Since FDR’s court packing threat the Commerce Clause interpretation has gone off the deep end. Everyone who has studied law seriously knows that the “modern” expansionist view of the commerce clause started to become interpreted that way not because the court had a legal epiphany, but rather they feared the Democratic Party would pack the court with 18 or so new justices all of whom would be political hacks. These new interpretations that were done under duress took the entire notion of limited government and tossed it out the window. I am glad to see Justice Scalia come to this point of view.
With a Supreme Court decision on the fate of President Obama’s health care law expected in the next two weeks, every wisp of a hint about the justices’ thinking is getting the scrutiny usually reserved for CAT scans.
Justice Antonin Scalia picked the right moment, then, to deliver more than 500 pages of hints, in a book to be published next week. He wrote it with Bryan A. Garner, and it is an overview and summation of the justice’s approach to making sense of statutes and the Constitution.
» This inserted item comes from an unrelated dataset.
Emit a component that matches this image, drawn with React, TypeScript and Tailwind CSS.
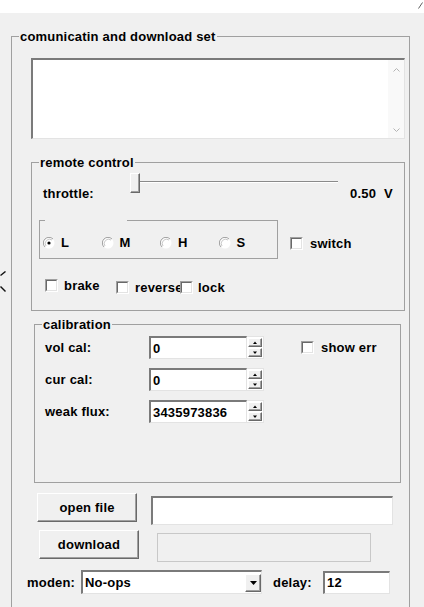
import type { ReactNode } from "react";

const sunken =
  "border-t-2 border-l-2 border-r border-b border-t-[#7a7a7a] border-l-[#7a7a7a] border-r-[#e3e3e3] border-b-[#e3e3e3] bg-white";
const raised =
  "border border-t-white border-l-white border-r-[#696969] border-b-[#696969] shadow-[inset_-1px_-1px_0_#a0a0a0] bg-[#f0f0f0]";

function CheckBox() {
  return (
    <span className="block h-[13px] w-[13px] shrink-0 border border-t-[#a0a0a0] border-l-[#a0a0a0] border-b-white border-r-white">
      <span className="block h-full w-full border border-t-[#696969] border-l-[#696969] border-b-[#e3e3e3] border-r-[#e3e3e3] bg-white" />
    </span>
  );
}

function Check({ label, className = "" }: { label: string; className?: string }) {
  return (
    <div className={`flex items-center whitespace-nowrap ${className}`}>
      <CheckBox />
      <span>{label}</span>
    </div>
  );
}

function Radio({ label, checked = false }: { label: string; checked?: boolean }) {
  return (
    <div className="flex w-[61px] items-center gap-[6px]">
      <svg width="12" height="12" viewBox="0 0 12 12">
        <circle cx="6" cy="6" r="5.5" fill="#fff" />
        <path d="M10 2 A5.5 5.5 0 0 0 2 10" fill="none" stroke="#a0a0a0" />
        <path d="M9 3 A4.3 4.3 0 0 0 3 9" fill="none" stroke="#c8c8c8" />
        {checked && <circle cx="6" cy="6" r="1.6" fill="#000" />}
      </svg>
      <span>{label}</span>
    </div>
  );
}

function Spin({ value }: { value: string }) {
  return (
    <div className="flex h-[23px] w-[115px]">
      <div className={`flex flex-1 items-center pl-[2px] ${sunken}`}>{value}</div>
      <div className="flex w-[17px] flex-col gap-px border-y border-r border-[#e3e3e3] bg-white p-px">
        {["M0 3 L2 0.5 L4 3 Z", "M0 0.5 L2 3 L4 0.5 Z"].map((d) => (
          <div key={d} className={`flex flex-1 items-center justify-center ${raised}`}>
            <svg width="4" height="3" viewBox="0 0 4 3">
              <path d={d} fill="#000" />
            </svg>
          </div>
        ))}
      </div>
    </div>
  );
}

function Row({ label, children }: { label: string; children: ReactNode }) {
  return (
    <div className="flex h-[23px] items-center">
      <span className="ml-[10px] w-[104px]">{label}</span>
      {children}
    </div>
  );
}

export default function App() {
  return (
    <div className="h-[607px] w-[424px] overflow-hidden bg-[#f0f0f0] font-['Liberation_Sans',Arial,sans-serif] text-[13px] leading-[15px] font-bold tracking-[0.2px] text-black">
      <div className="flex h-[13px] justify-end bg-white pt-[2px] pr-[1px]">
        <svg width="5" height="7" viewBox="0 0 5 7">
          <path d="M4.5 0.5 L0.5 6.5" stroke="#606060" />
        </svg>
      </div>

      <div className="flex">
        <div className="w-[11px] shrink-0 pt-[258px]">
          <svg width="6" height="22" viewBox="0 0 6 22">
            <path d="M5.5 0.5 L0.5 4.5" stroke="#111" strokeWidth="1.4" />
            <path d="M0.5 15.5 L5.5 20.5" stroke="#111" strokeWidth="1.4" />
          </svg>
        </div>

        <fieldset className="mt-[16px] w-[399px] border border-b-0 border-[#a0a0a0] pb-[30px]">
          <legend className="ml-[7px] px-[1px]">comunicatin and download set</legend>

          {/* log output */}
          <div className={`mt-[14px] ml-[19px] flex h-[81px] w-[374px] ${sunken}`}>
            <div className="flex-1" />
            <div className="flex w-[16px] flex-col items-center justify-between bg-[#f9f9f9] pt-[8px] pb-[6px]">
              <svg width="7" height="4" viewBox="0 0 7 4">
                <polyline points="0.5,3.5 3.5,0.5 6.5,3.5" fill="none" stroke="#b4b4b4" />
              </svg>
              <svg width="7" height="4" viewBox="0 0 7 4">
                <polyline points="0.5,0.5 3.5,3.5 6.5,0.5" fill="none" stroke="#b4b4b4" />
              </svg>
            </div>
          </div>

          <fieldset className="mt-[16px] ml-[19px] w-[374px] border border-[#a0a0a0] pb-[16px]">
            <legend className="ml-[7px] px-[1px]">remote control</legend>

            <div className="flex h-[30px] items-start">
              <span className="mt-[16px] ml-[11px] w-[87px]">throttle:</span>
              <div className="mt-[3px] flex h-[20px] w-[208px] items-start">
                <div className="h-[20px] w-[10px] border border-t-white border-l-white border-r-[#696969] border-b-[#696969] bg-[#f0f0f0] shadow-[inset_-1px_-1px_0_#a0a0a0]" />
                <div className="mt-[8px] h-[2px] flex-1 border-t border-b border-t-[#8a8a8a] border-b-white" />
              </div>
              <span className="mt-[16px] ml-[12px]">0.50</span>
              <span className="mt-[16px] ml-[8px]">V</span>
            </div>

            <div className="mt-[20px] flex items-start">
              <div className="ml-[7px] h-[39px] w-[239px] border-x border-b border-[#a0a0a0]">
                <div className="flex h-px">
                  <div className="w-[5px] bg-[#a0a0a0]" />
                  <div className="w-[82px]" />
                  <div className="flex-1 bg-[#a0a0a0]" />
                </div>
                <div className="mt-[14px] flex pl-[3px]">
                  <Radio label="L" checked />
                  <Radio label="M" />
                  <Radio label="H" />
                  <Radio label="S" />
                </div>
              </div>
              <Check label="switch" className="mt-[16px] ml-[12px] gap-[7px]" />
            </div>

            <div className="mt-[19px] flex h-[16px] items-start">
              <Check label="brake" className="ml-[13px] w-[71px] gap-[6px]" />
              <Check label="reverse" className="mt-[2px] w-[64px] gap-[6px] overflow-hidden" />
              <Check label="lock" className="mt-[2px] gap-[5px]" />
            </div>
          </fieldset>

          <fieldset className="mt-[6px] ml-[22px] w-[367px] border border-[#a0a0a0] pb-[59px]">
            <legend className="ml-[7px] px-[1px]">calibration</legend>
            <div className="mt-[4px] flex flex-col gap-[9px]">
              <Row label="vol cal:">
                <Spin value="0" />
                <Check label="show err" className="ml-[37px] gap-[7px]" />
              </Row>
              <Row label="cur cal:">
                <Spin value="0" />
              </Row>
              <Row label="weak flux:">
                <Spin value="3435973836" />
              </Row>
            </div>
          </fieldset>

          <div className="mt-[10px] ml-[25px] flex items-start">
            <button className={`h-[29px] w-[100px] ${raised}`}>open file</button>
            <div className={`mt-[3px] ml-[14px] h-[29px] w-[242px] ${sunken}`} />
          </div>

          <div className="mt-[5px] ml-[27px] flex items-start">
            <button className={`h-[29px] w-[100px] ${raised}`}>download</button>
            <div className="mt-[3px] ml-[18px] h-[29px] w-[214px] border border-[#c8c8c8] bg-[#f0f0f0]" />
          </div>

          <div className="mt-[8px] ml-[15px] flex h-[24px] items-center">
            <span className="w-[54px]">moden:</span>
            <div className={`flex h-[24px] w-[181px] items-center ${sunken}`}>
              <span className="flex-1 pl-[2px]">No-ops</span>
              <div className={`flex h-[18px] w-[16px] items-center justify-center ${raised}`}>
                <svg width="7" height="4" viewBox="0 0 7 4">
                  <path d="M0 0 L7 0 L3.5 4 Z" fill="#000" />
                </svg>
              </div>
            </div>
            <span className="ml-[11px] w-[50px]">delay:</span>
            <div className={`flex h-[23px] w-[67px] items-center pl-[2px] ${sunken}`}>12</div>
          </div>
        </fieldset>
      </div>
    </div>
  );
}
It is also studded with telling asides and intimations about past and future decisions.
Justice Scalia writes, for instance, that he has little use for a central precedent the Obama administration has cited to justify the health care law under the Constitution’s commerce clause, Wickard v. Filburn.
In that 1942 decision, Justice Scalia writes, the Supreme Court “expanded the Commerce Clause beyond all reason” by ruling that “a farmer’s cultivation of wheat for his own consumption affected interstate commerce and thus could be regulated under the Commerce Clause.”
That position is good evidence, particularly when coupled with Justice Scalia’s skeptical questioning at the arguments in the health care case in March, that the administration will not capture his vote.
Justice Scalia’s treatment of the Wickard case had been far more respectful in his judicial writings. In the book’s preface, he explains (referring to himself in the third person) that he “knows that there are some, and fears that there may be many, opinions that he has joined or written over the past 30 years that contradict what is written here.” Some inconsistencies can be explained by respect for precedent, he writes, others “because wisdom has come late.”
“Worse still,” he writes, he “does not swear that the opinions that he joins or writes in the future will comply with what is written here,” for the first two reasons “or because a judge must remain open to persuasion by counsel.”
Mr. Garner, a prominent lexicographer and authority on usage, also collaborated with Justice Scalia on an earlier book, “Making Your Case: The Art of Persuading Judges.” He said the timing of the new one was happenstance.